Records for this exercise:

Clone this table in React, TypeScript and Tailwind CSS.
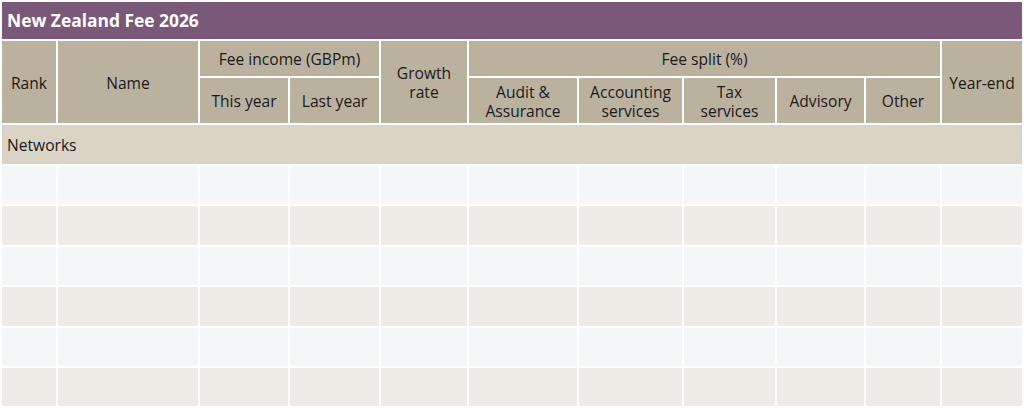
import React from "react";

const H = "bg-[#bab29f] flex items-center justify-center text-center text-[15.6px] leading-[19px] text-[#1a1a1a] pt-[2px]";

export default function App() {
  const rows = [0, 1, 2, 3, 4, 5];
  const cols = Array.from({ length: 11 }, (_, i) => i);
  return (
    <div
      className="w-[1024px] h-[408px] bg-white overflow-hidden pl-[2px] pt-[2px]"
      style={{ fontFamily: '"Open Sans", "Noto Sans", sans-serif' }}
    >
      <div className="grid gap-[2px] grid-cols-[54px_140px_88px_89px_86px_108px_103px_91px_87px_74px_80px] grid-rows-[37px_35px_45px_39px_repeat(6,38.4px)]">
        <div className="col-span-11 bg-[#7a5877] text-white font-bold text-[17.4px] flex items-center pl-[5px]">
          New Zealand Fee 2026
        </div>
        <div className={`${H} row-span-2`}>Rank</div>
        <div className={`${H} row-span-2`}>Name</div>
        <div className={`${H} col-span-2`}>Fee income (GBPm)</div>
        <div className={`${H} row-span-2`}>
          Growth
          <br />
          rate
        </div>
        <div className={`${H} col-span-5`}>Fee split (%)</div>
        <div className={`${H} row-span-2`}>Year-end</div>
        <div className={H}>This year</div>
        <div className={H}>Last year</div>
        <div className={H}>
          Audit &amp;
          <br />
          Assurance
        </div>
        <div className={H}>
          Accounting
          <br />
          services
        </div>
        <div className={H}>
          Tax
          <br />
          services
        </div>
        <div className={H}>Advisory</div>
        <div className={H}>Other</div>
        <div className="col-span-11 bg-[#d9d4c5] flex items-center pl-[5px] pt-[2px] text-[15.6px] text-[#1a1a1a]">
          Networks
        </div>
        {rows.map((r) =>
          cols.map((c) => (
            <div
              key={`${r}-${c}`}
              className={r % 2 === 0 ? "bg-[#f5f6f7]" : "bg-[#efece8]"}
            />
          ))
        )}
      </div>
    </div>
  );
}
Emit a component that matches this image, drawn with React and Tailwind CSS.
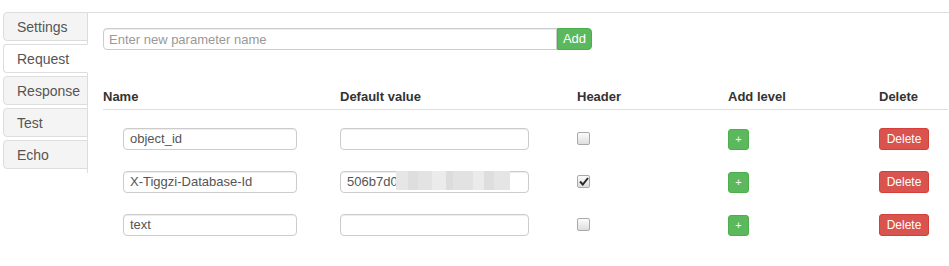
import { useState } from "react";

const tabs = ["Settings", "Request", "Response", "Test", "Echo"];

const rows = [
  { name: "object_id", value: "", header: false },
  { name: "X-Tiggzi-Database-Id", value: "506b7d0", header: true, masked: true },
  { name: "text", value: "", header: false },
];

const Checkbox = ({ checked }) => (
  <span className="flex items-center justify-center w-[13px] h-[13px] rounded-[2px] border border-[#a9a9a9] bg-gradient-to-b from-[#fcfcfc] to-[#dedede]">
    {checked && (
      <svg width="10" height="9" viewBox="0 0 10 9">
        <path d="M1 4.5 L3.8 7.5 L9 1" fill="none" stroke="#2b2b2b" strokeWidth="2" />
      </svg>
    )}
  </span>
);

export default function App() {
  const [active, setActive] = useState("Request");
  return (
    <div className="w-[949px] h-[266px] bg-white flex font-['Liberation_Sans',Arial,sans-serif] text-[#333]">
      {/* tabs */}
      <div className="w-[88px] pl-[3px] pt-[12px] shrink-0">
        <div className="border-r border-[#ddd] pb-[1px]">
          {tabs.map((t) => (
            <button
              key={t}
              onClick={() => setActive(t)}
              className={`block w-[85px] h-[29px] mb-[3px] text-left pl-[13px] pt-[2px] text-[14px] rounded-l-[4px] border border-[#ddd] ${
                active === t
                  ? "bg-white text-[#555] border-r-white -mr-[1px]"
                  : "bg-[#f4f4f4] text-[#555]"
              }`}
            >
              {t}
            </button>
          ))}
        </div>
      </div>

      {/* content */}
      <div className="flex-1 mt-[12px] border-t border-[#ddd] pl-[15px] pr-[1px]">
        <div className="flex mt-[15px]">
          <input
            placeholder="Enter new parameter name"
            className="w-[454px] h-[22px] px-[5px] text-[13px] border border-[#ccc] rounded-l-[4px] outline-none placeholder:text-[#999] shadow-[inset_0_1px_1px_rgba(0,0,0,0.075)]"
          />
          <button className="w-[35px] h-[22px] text-[13px] text-white bg-[#5cb85c] border border-[#4cae4c] rounded-r-[4px]">
            Add
          </button>
        </div>

        <div className="grid grid-cols-[237px_237px_151px_151px_1fr] mt-[37px] pb-[3px] border-b border-[#ddd] text-[13px] font-bold leading-[19px]">
          <div>Name</div>
          <div>Default value</div>
          <div>Header</div>
          <div>Add level</div>
          <div>Delete</div>
        </div>

        <div className="pt-[16px] flex flex-col gap-[21px]">
          {rows.map((r) => (
            <div key={r.name} className="grid grid-cols-[237px_237px_151px_151px_1fr] items-center h-[22px]">
              <div className="pl-[20px]">
                <input
                  defaultValue={r.name}
                  className="w-[174px] h-[22px] px-[6px] text-[13px] text-[#555] border border-[#ccc] rounded-[4px] outline-none shadow-[inset_0_1px_1px_rgba(0,0,0,0.075)]"
                />
              </div>
              <div className="relative">
                <input
                  defaultValue={r.value}
                  className="w-[189px] h-[22px] px-[6px] text-[13px] text-[#555] border border-[#ccc] rounded-[4px] outline-none shadow-[inset_0_1px_1px_rgba(0,0,0,0.075)]"
                />
                {r.masked && (
                  <div className="absolute left-[56px] top-[2px] h-[19px] flex">
                    <div className="w-[12px] bg-[#e6e6e6]" />
                    <div className="w-[10px] bg-[#dedede]" />
                    <div className="w-[14px] bg-[#e3e3e3]" />
                    <div className="w-[14px] bg-[#ebebeb]" />
                    <div className="w-[7px] bg-[#dcdcdc]" />
                    <div className="w-[20px] bg-[#e2e2e2]" />
                    <div className="w-[11px] bg-[#ebebeb]" />
                    <div className="w-[10px] bg-[#dedede]" />
                    <div className="w-[16px] bg-[#e5e5e5]" />
                  </div>
                )}
              </div>
              <div>
                <Checkbox checked={r.header} />
              </div>
              <div>
                <button className="w-[21px] h-[21px] text-[11px] leading-none text-white bg-[#5cb85c] border border-[#4cae4c] rounded-[3px]">
                  +
                </button>
              </div>
              <div>
                <button className="w-[50px] h-[22px] text-[12px] text-white bg-[#d9534f] border border-[#d43f3a] rounded-[3px]">
                  Delete
                </button>
              </div>
            </div>
          ))}
        </div>
      </div>
    </div>
  );
}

Your instructions:
Reproduce the material above in full, exactly, with no images.

Full answer:
Clone this table in React, TypeScript and Tailwind CSS.
import React from "react";

const H = "bg-[#bab29f] flex items-center justify-center text-center text-[15.6px] leading-[19px] text-[#1a1a1a] pt-[2px]";

export default function App() {
  const rows = [0, 1, 2, 3, 4, 5];
  const cols = Array.from({ length: 11 }, (_, i) => i);
  return (
    <div
      className="w-[1024px] h-[408px] bg-white overflow-hidden pl-[2px] pt-[2px]"
      style={{ fontFamily: '"Open Sans", "Noto Sans", sans-serif' }}
    >
      <div className="grid gap-[2px] grid-cols-[54px_140px_88px_89px_86px_108px_103px_91px_87px_74px_80px] grid-rows-[37px_35px_45px_39px_repeat(6,38.4px)]">
        <div className="col-span-11 bg-[#7a5877] text-white font-bold text-[17.4px] flex items-center pl-[5px]">
          New Zealand Fee 2026
        </div>
        <div className={`${H} row-span-2`}>Rank</div>
        <div className={`${H} row-span-2`}>Name</div>
        <div className={`${H} col-span-2`}>Fee income (GBPm)</div>
        <div className={`${H} row-span-2`}>
          Growth
          <br />
          rate
        </div>
        <div className={`${H} col-span-5`}>Fee split (%)</div>
        <div className={`${H} row-span-2`}>Year-end</div>
        <div className={H}>This year</div>
        <div className={H}>Last year</div>
        <div className={H}>
          Audit &amp;
          <br />
          Assurance
        </div>
        <div className={H}>
          Accounting
          <br />
          services
        </div>
        <div className={H}>
          Tax
          <br />
          services
        </div>
        <div className={H}>Advisory</div>
        <div className={H}>Other</div>
        <div className="col-span-11 bg-[#d9d4c5] flex items-center pl-[5px] pt-[2px] text-[15.6px] text-[#1a1a1a]">
          Networks
        </div>
        {rows.map((r) =>
          cols.map((c) => (
            <div
              key={`${r}-${c}`}
              className={r % 2 === 0 ? "bg-[#f5f6f7]" : "bg-[#efece8]"}
            />
          ))
        )}
      </div>
    </div>
  );
}
Emit a component that matches this image, drawn with React and Tailwind CSS.
import { useState } from "react";

const tabs = ["Settings", "Request", "Response", "Test", "Echo"];

const rows = [
  { name: "object_id", value: "", header: false },
  { name: "X-Tiggzi-Database-Id", value: "506b7d0", header: true, masked: true },
  { name: "text", value: "", header: false },
];

const Checkbox = ({ checked }) => (
  <span className="flex items-center justify-center w-[13px] h-[13px] rounded-[2px] border border-[#a9a9a9] bg-gradient-to-b from-[#fcfcfc] to-[#dedede]">
    {checked && (
      <svg width="10" height="9" viewBox="0 0 10 9">
        <path d="M1 4.5 L3.8 7.5 L9 1" fill="none" stroke="#2b2b2b" strokeWidth="2" />
      </svg>
    )}
  </span>
);

export default function App() {
  const [active, setActive] = useState("Request");
  return (
    <div className="w-[949px] h-[266px] bg-white flex font-['Liberation_Sans',Arial,sans-serif] text-[#333]">
      {/* tabs */}
      <div className="w-[88px] pl-[3px] pt-[12px] shrink-0">
        <div className="border-r border-[#ddd] pb-[1px]">
          {tabs.map((t) => (
            <button
              key={t}
              onClick={() => setActive(t)}
              className={`block w-[85px] h-[29px] mb-[3px] text-left pl-[13px] pt-[2px] text-[14px] rounded-l-[4px] border border-[#ddd] ${
                active === t
                  ? "bg-white text-[#555] border-r-white -mr-[1px]"
                  : "bg-[#f4f4f4] text-[#555]"
              }`}
            >
              {t}
            </button>
          ))}
        </div>
      </div>

      {/* content */}
      <div className="flex-1 mt-[12px] border-t border-[#ddd] pl-[15px] pr-[1px]">
        <div className="flex mt-[15px]">
          <input
            placeholder="Enter new parameter name"
            className="w-[454px] h-[22px] px-[5px] text-[13px] border border-[#ccc] rounded-l-[4px] outline-none placeholder:text-[#999] shadow-[inset_0_1px_1px_rgba(0,0,0,0.075)]"
          />
          <button className="w-[35px] h-[22px] text-[13px] text-white bg-[#5cb85c] border border-[#4cae4c] rounded-r-[4px]">
            Add
          </button>
        </div>

        <div className="grid grid-cols-[237px_237px_151px_151px_1fr] mt-[37px] pb-[3px] border-b border-[#ddd] text-[13px] font-bold leading-[19px]">
          <div>Name</div>
          <div>Default value</div>
          <div>Header</div>
          <div>Add level</div>
          <div>Delete</div>
        </div>

        <div className="pt-[16px] flex flex-col gap-[21px]">
          {rows.map((r) => (
            <div key={r.name} className="grid grid-cols-[237px_237px_151px_151px_1fr] items-center h-[22px]">
              <div className="pl-[20px]">
                <input
                  defaultValue={r.name}
                  className="w-[174px] h-[22px] px-[6px] text-[13px] text-[#555] border border-[#ccc] rounded-[4px] outline-none shadow-[inset_0_1px_1px_rgba(0,0,0,0.075)]"
                />
              </div>
              <div className="relative">
                <input
                  defaultValue={r.value}
                  className="w-[189px] h-[22px] px-[6px] text-[13px] text-[#555] border border-[#ccc] rounded-[4px] outline-none shadow-[inset_0_1px_1px_rgba(0,0,0,0.075)]"
                />
                {r.masked && (
                  <div className="absolute left-[56px] top-[2px] h-[19px] flex">
                    <div className="w-[12px] bg-[#e6e6e6]" />
                    <div className="w-[10px] bg-[#dedede]" />
                    <div className="w-[14px] bg-[#e3e3e3]" />
                    <div className="w-[14px] bg-[#ebebeb]" />
                    <div className="w-[7px] bg-[#dcdcdc]" />
                    <div className="w-[20px] bg-[#e2e2e2]" />
                    <div className="w-[11px] bg-[#ebebeb]" />
                    <div className="w-[10px] bg-[#dedede]" />
                    <div className="w-[16px] bg-[#e5e5e5]" />
                  </div>
                )}
              </div>
              <div>
                <Checkbox checked={r.header} />
              </div>
              <div>
                <button className="w-[21px] h-[21px] text-[11px] leading-none text-white bg-[#5cb85c] border border-[#4cae4c] rounded-[3px]">
                  +
                </button>
              </div>
              <div>
                <button className="w-[50px] h-[22px] text-[12px] text-white bg-[#d9534f] border border-[#d43f3a] rounded-[3px]">
                  Delete
                </button>
              </div>
            </div>
          ))}
        </div>
      </div>
    </div>
  );
}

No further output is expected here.